New Zealand summer takes place during the northern hemisphere’s winter. As someone who grew up on the Atlantic northeast, the thought of Christmas trees bathed in sunshine feels wrong. However, it does create this fascinating liminal experience for young people. Already, both summer and the week of Christmas to New Year’s feel hazy and out of time. To combine the two is a sensation that most Americans have never experienced. Paloma Schneideman’s SXSW-premiering film Big Girls Don’t Cry captures the restlessness of this time coupled with that same listlessness of adolescence.
Set over the course of six weeks, Big Girls Don’t Cry charts a turbulent time in fourteen-year-old Sid’s (Ani Palmer) life. She’s best friends with Tia (Ngataitangirua Hita), her neighbor down the street, and is anxiously awaiting the return of her sister Adele (Tara Canton) from university. Her father (Noah Taylor) is physically around, but emotionally absent. He’s clearly struggling to keep a roof over their heads, stuck doing physically demanding jobs when he wishes he could be making his art. All of this sets the backdrop for Sid’s exploration into sexuality, her identity, and adulthood through the early days of the internet.

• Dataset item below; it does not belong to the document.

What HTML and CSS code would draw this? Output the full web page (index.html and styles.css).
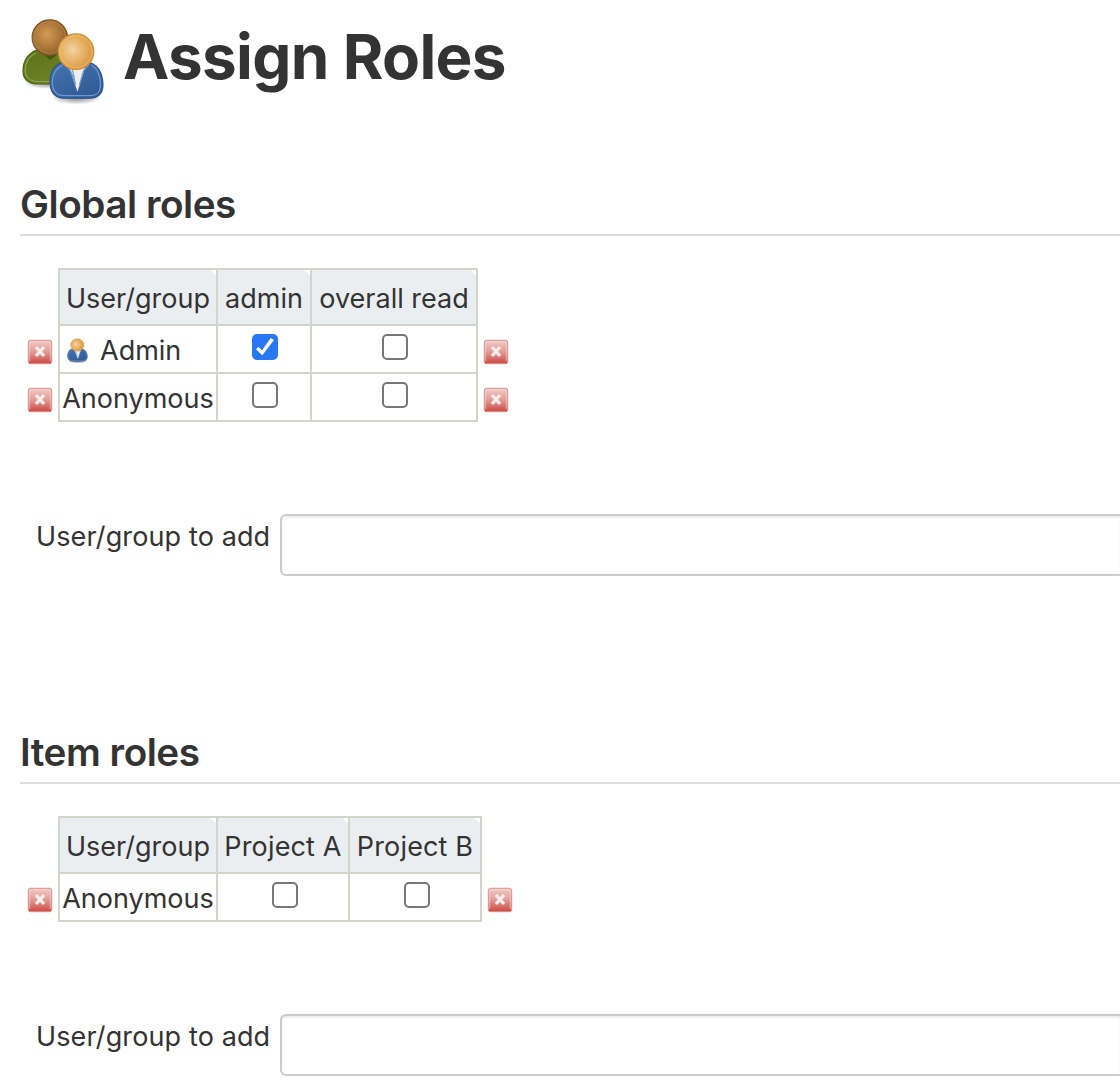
FILE: index.html
```html
<!DOCTYPE html>
<html lang="en">
<head>
<meta charset="utf-8">
<title>Assign Roles</title>
<link rel="stylesheet" href="styles.css">
</head>
<body>
<svg class="defs" width="0" height="0" aria-hidden="true">
  <defs>
    <radialGradient id="tan" cx=".4" cy=".45" r=".65"><stop offset="0" stop-color="#f3d3a2"/><stop offset=".55" stop-color="#e5ae60"/><stop offset="1" stop-color="#d6902f"/></radialGradient>
    <radialGradient id="brown" cx=".42" cy=".42" r=".65"><stop offset="0" stop-color="#d39c55"/><stop offset=".6" stop-color="#a87539"/><stop offset="1" stop-color="#835728"/></radialGradient>
    <radialGradient id="shade"><stop offset="0" stop-color="#333" stop-opacity=".6"/><stop offset="1" stop-color="#333" stop-opacity="0"/></radialGradient>
    <linearGradient id="green" x1="0" y1="0" x2=".6" y2="1"><stop offset="0" stop-color="#5b721c"/><stop offset="1" stop-color="#6f8225"/></linearGradient>
    <linearGradient id="blue" x1="0" y1="0" x2=".6" y2="1"><stop offset="0" stop-color="#4575b3"/><stop offset="1" stop-color="#315b96"/></linearGradient>
    <linearGradient id="red" x1="0" y1="0" x2="0" y2="1"><stop offset="0" stop-color="#f0cbc8"/><stop offset=".45" stop-color="#e3a09b"/><stop offset="1" stop-color="#cc4941"/></linearGradient>
    <symbol id="remove" viewBox="0 0 26 26">
      <rect x="1.300" y="1.300" width="23.400" height="23.400" rx="2" fill="url(#red)" stroke="#dc918b"/>
      <path d="M2.700 22V2.700h20.600V22" fill="none" stroke="#f5d8d5" stroke-opacity=".6"/>
      <path d="M9 8l8 9m0-9l-8 9" fill="none" stroke="#f6eeee" stroke-width="3.300"/>
    </symbol>
    <symbol id="person" viewBox="0 0 56 74" preserveAspectRatio="none">
      <ellipse cx="28" cy="66" rx="25" ry="7" fill="url(#shade)"/>
      <path d="M1.500 50C1.500 40 7 32 16 30h22c10 2 16 10 16.500 23C54.500 62 49 66.500 42 66.500H15C6 66.500 1.500 60 1.500 50z" fill="url(#blue)" stroke="#2a5592" stroke-width="1.200"/>
      <path d="M43 33c6 4 9 12 9 20 0 7-4 11-10 11H15C7.500 64 3.700 58 3.700 50c.2-7 4-14 10-16.500" fill="none" stroke="#7299cc" stroke-width="1.200"/>
      <path d="M20.500 36h16l-7.500 24z" fill="#eeeeed"/>
      <path d="M16 33l6 6 5 14-3-15M40 33l-5 6-4 14" fill="none" stroke="#7299cc" stroke-width="1.200"/>
      <circle cx="27.500" cy="20" r="17.800" fill="url(#tan)" stroke="#cd8f37" stroke-width="1.200"/>
      <circle cx="27.500" cy="20" r="16" fill="none" stroke="#f0c37a" stroke-opacity=".6" stroke-width="1.200"/>
    </symbol>
  </defs>
</svg>
<header class="page-title">
  <svg class="people" viewBox="0 0 88 88" aria-hidden="true">
    <ellipse cx="28" cy="65" rx="24" ry="6" fill="url(#shade)"/>
    <path d="M3 53C3 43 8 35 17 32h24c10 3 15 10 15 20 0 10-5 14-14 14H18C8 66 3 61 3 53z" fill="url(#green)" stroke="#4f641a" stroke-width="1.200"/>
    <path d="M16 35C9 38 5.200 45 5.200 53c.5 7 5.800 10.500 12.800 10.500h24" fill="none" stroke="#93a451" stroke-width="1.200"/>
    <path d="M22 35l8 7 7-5" fill="#46580f"/>
    <circle cx="29.800" cy="19.500" r="17.700" fill="url(#brown)" stroke="#805526" stroke-width="1.200"/>
    <circle cx="29.800" cy="19.500" r="15.800" fill="none" stroke="#bd894a" stroke-opacity=".55" stroke-width="1.200"/>
    <use href="#person" x="28.500" y="13.700" width="56" height="74"/>
  </svg>
  <h1>Assign Roles</h1>
</header>
<section class="section">
  <h2>Global roles</h2>
  <table class="roles">
    <colgroup><col class="action"><col class="name"><col class="admin"><col class="overall"><col class="action"></colgroup>
    <tr class="head"><td></td><th>User/group</th><th>admin</th><th>overall read</th><td></td></tr>
    <tr>
      <td class="del"><svg class="remove"><use href="#remove"/></svg></td>
      <td class="cell"><span class="user-line"><svg class="avatar"><use href="#person"/></svg><span>Admin</span></span></td>
      <td class="cell"><input type="checkbox" class="box" checked></td>
      <td class="cell"><input type="checkbox" class="box"></td>
      <td class="del after"><svg class="remove"><use href="#remove"/></svg></td>
    </tr>
    <tr>
      <td class="del"><svg class="remove"><use href="#remove"/></svg></td>
      <td class="cell">Anonymous</td>
      <td class="cell"><input type="checkbox" class="box"></td>
      <td class="cell"><input type="checkbox" class="box"></td>
      <td class="del after"><svg class="remove"><use href="#remove"/></svg></td>
    </tr>
  </table>
  <div class="add"><label for="global-user">User/group to add</label><input id="global-user" class="text" type="text"></div>
</section>
<section class="section items">
  <h2>Item roles</h2>
  <table class="roles">
    <colgroup><col class="action"><col class="name"><col class="project"><col class="project"><col class="action"></colgroup>
    <tr class="head"><td></td><th>User/group</th><th class="wide">Project A</th><th class="wide">Project B</th><td></td></tr>
    <tr>
      <td class="del"><svg class="remove"><use href="#remove"/></svg></td>
      <td class="cell">Anonymous</td>
      <td class="cell"><input type="checkbox" class="box"></td>
      <td class="cell"><input type="checkbox" class="box"></td>
      <td class="del after"><svg class="remove"><use href="#remove"/></svg></td>
    </tr>
  </table>
  <div class="add"><label for="item-user">User/group to add</label><input id="item-user" class="text" type="text"></div>
</section>
</body>
</html>
```
FILE: styles.css
```css
* { box-sizing: border-box; }
body { margin: 0; padding: 18px 0 0 20px; background: #fff; color: #333; font: 27px/32px Inter, "Liberation Sans", sans-serif; }
.defs { position: absolute; }
.page-title { display: flex; height: 164px; }
.people { width: 88px; height: 88px; flex: none; filter: blur(.45px); }
h1 { margin: 0 0 0 15px; font-size: 62px; line-height: 78px; font-weight: 700; letter-spacing: -.65px; white-space: nowrap; }
.section { height: 548px; }
.section.items { height: auto; }
h2 { margin: 0; height: 54px; border-bottom: 2px solid #dedede; font-size: 38.7px; line-height: 45px; font-weight: 600; letter-spacing: -.48px; white-space: nowrap; }
.roles { margin: 32px 0 0 4px; border-collapse: collapse; table-layout: fixed; width: max-content; }
.action { width: 35px; }
.name { width: 158px; }
.admin { width: 94px; }
.overall { width: 166px; }
.project { width: 132px; }
.roles tr { height: 48px; }
.roles .head { height: 56px; }
.roles td, .roles th { padding: 0; font-weight: 400; text-align: center; white-space: nowrap; vertical-align: middle; }
.roles th, .roles .cell { border: 2px solid #d3d4cc; }
.roles th { background: linear-gradient(225deg, #fff 3px, #ebeef1 4.5px); padding-top: 3px; }
.roles .wide { letter-spacing: .15px; }
.roles .cell { padding-top: 3px; }
.user-line { display: flex; align-items: center; gap: 12px; padding-left: 7px; }
.avatar { width: 21px; height: 26px; display: block; filter: blur(.4px); }
.remove { width: 26px; height: 26px; display: block; margin: 6px 0 0 3px; filter: blur(.35px); }
.after .remove { margin-left: 5px; }
.box { appearance: none; display: block; width: 26px; height: 26px; margin: -7px auto 0; border: 2px solid #767676; border-radius: 5px; background: #fff; transform: translateX(1px); }
.box:checked { border: 0; background: #2878f6; }
.box:checked::after { content: ""; display: block; width: 26px; height: 26px; background: #fff; clip-path: polygon(4px 15.3px, 6.4px 13px, 10px 16.3px, 18.7px 4px, 22px 6px, 10.3px 21.3px); }
.items .box { transform: translateX(2px); }
.add { display: flex; margin-top: 92px; padding-left: 16px; }
label { width: 244px; flex: none; padding-top: 7px; letter-spacing: .12px; white-space: nowrap; }
.text { flex: 1; min-width: 0; height: 62px; border: 2px solid #ccc; border-right: 0; border-radius: 6px 0 0 6px; background: #fff; box-shadow: inset 0 2px 2px rgba(0,0,0,.07); }
```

Big Girls Don’t Cry opens with the sounds of dial up and the production company logos are slightly pixelated. Then, we see Sid sitting on a clunky desktop computer, surfing on the web to an Omegle-esque site. A naked man is on the other side of the screen, asking Sid to turn on her webcam. She lies and says it’s broken, but that doesn’t deter the man from jerking off. When it gets too weird for Sid, she shuts the computer and seemingly unfazed, makes her way to the living room. So many things like this happen to Sid throughout the film. She’s exposed to too much too soon and then expected to continue on her day like nothing happened. She has a curiosity for sex and uses the computer as an outlet for that interest. It speaks to this feeling that looms over a lot of technology. In theory, it could be a resource to encourage growth in a same, informative manner or it could provide an easy path to something darker.

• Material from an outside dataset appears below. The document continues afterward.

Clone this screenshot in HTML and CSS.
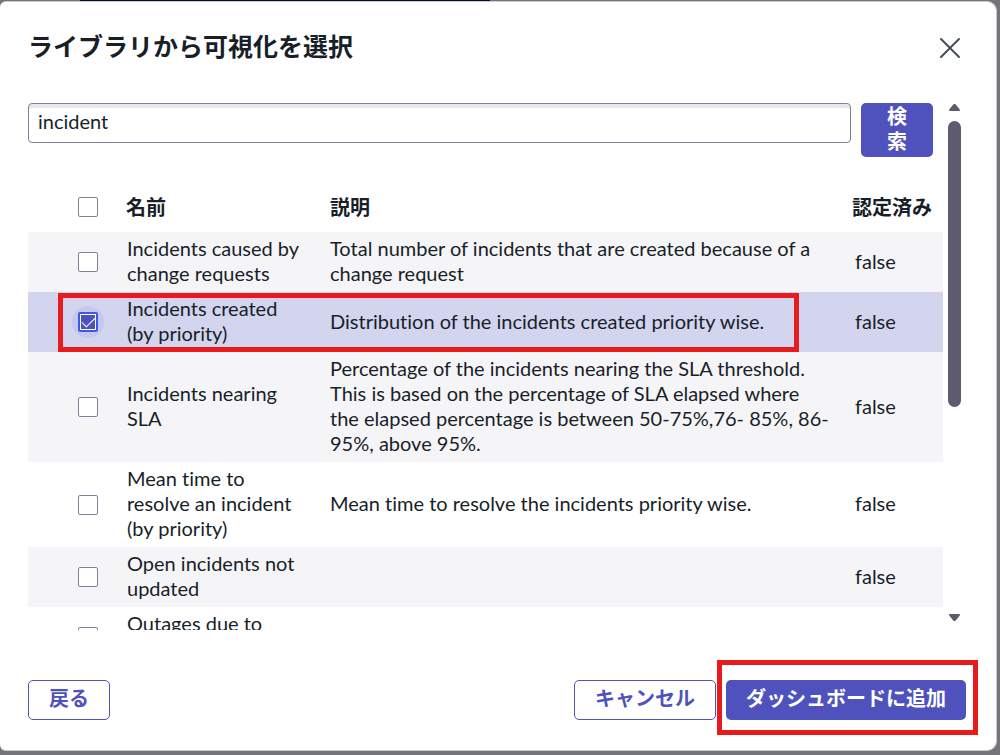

Sid partakes in what could only be described as catfishing long before that was a term in the common vernacular. She uses Tia’s older brother’s AIM login to talk to Lana, the cute girl who rides her bus to school and will not give Sid the time of day. Like many queer kids of that generation, the internet provided a place to explore an identity. To put on a persona that they wish they could be. Let’s face it, the tragic, signature lesbian bowl cut of the early-aughts was not doing anyone any favors, but it does feel like a right of passage. To endure the awkwardness that comes with that floppy haircut which made it so easy to hide away from the world. It called no attention and those bangs allowed the little lesbian we all once were to have a barrier of sorts between us and the world around us.
Big Girls Don’t Cry is often punishing. Out of a desire to be included, to feel cool, to make a name for herself, Sid throws herself into a multitude of dangerous, uncomfortable situations. It’s the push and pull of both wanting to be included and be where she thinks she wants to be and the realization that she would much rather be anywhere else. That she feels safest with Tia, but is scared to see how people perceive her based on that. This idea of reinventing one’s self and the liminal nature of this holiday break creates a wide open sense of possibility for Sid to try on a different version of herself. One that gives her a taste of what her life could be if things were a little different. If there wasn’t so much sadness, isolation, and pain in her life, who knows who Sid could be.
The characters in Big Girls Don’t Cry are a beautiful reflection of the contradictions that exist in all of us. We can be kind, cruel, and scared, often all once. No character is one thing which creates this nuanced look of adolescence and the friction that we experience when we move from one part of our lives to the next. Big Girls Don’t Cry captures how humiliating it feels to be a teenager who just wants to be seen for themselves despite not knowing who they are.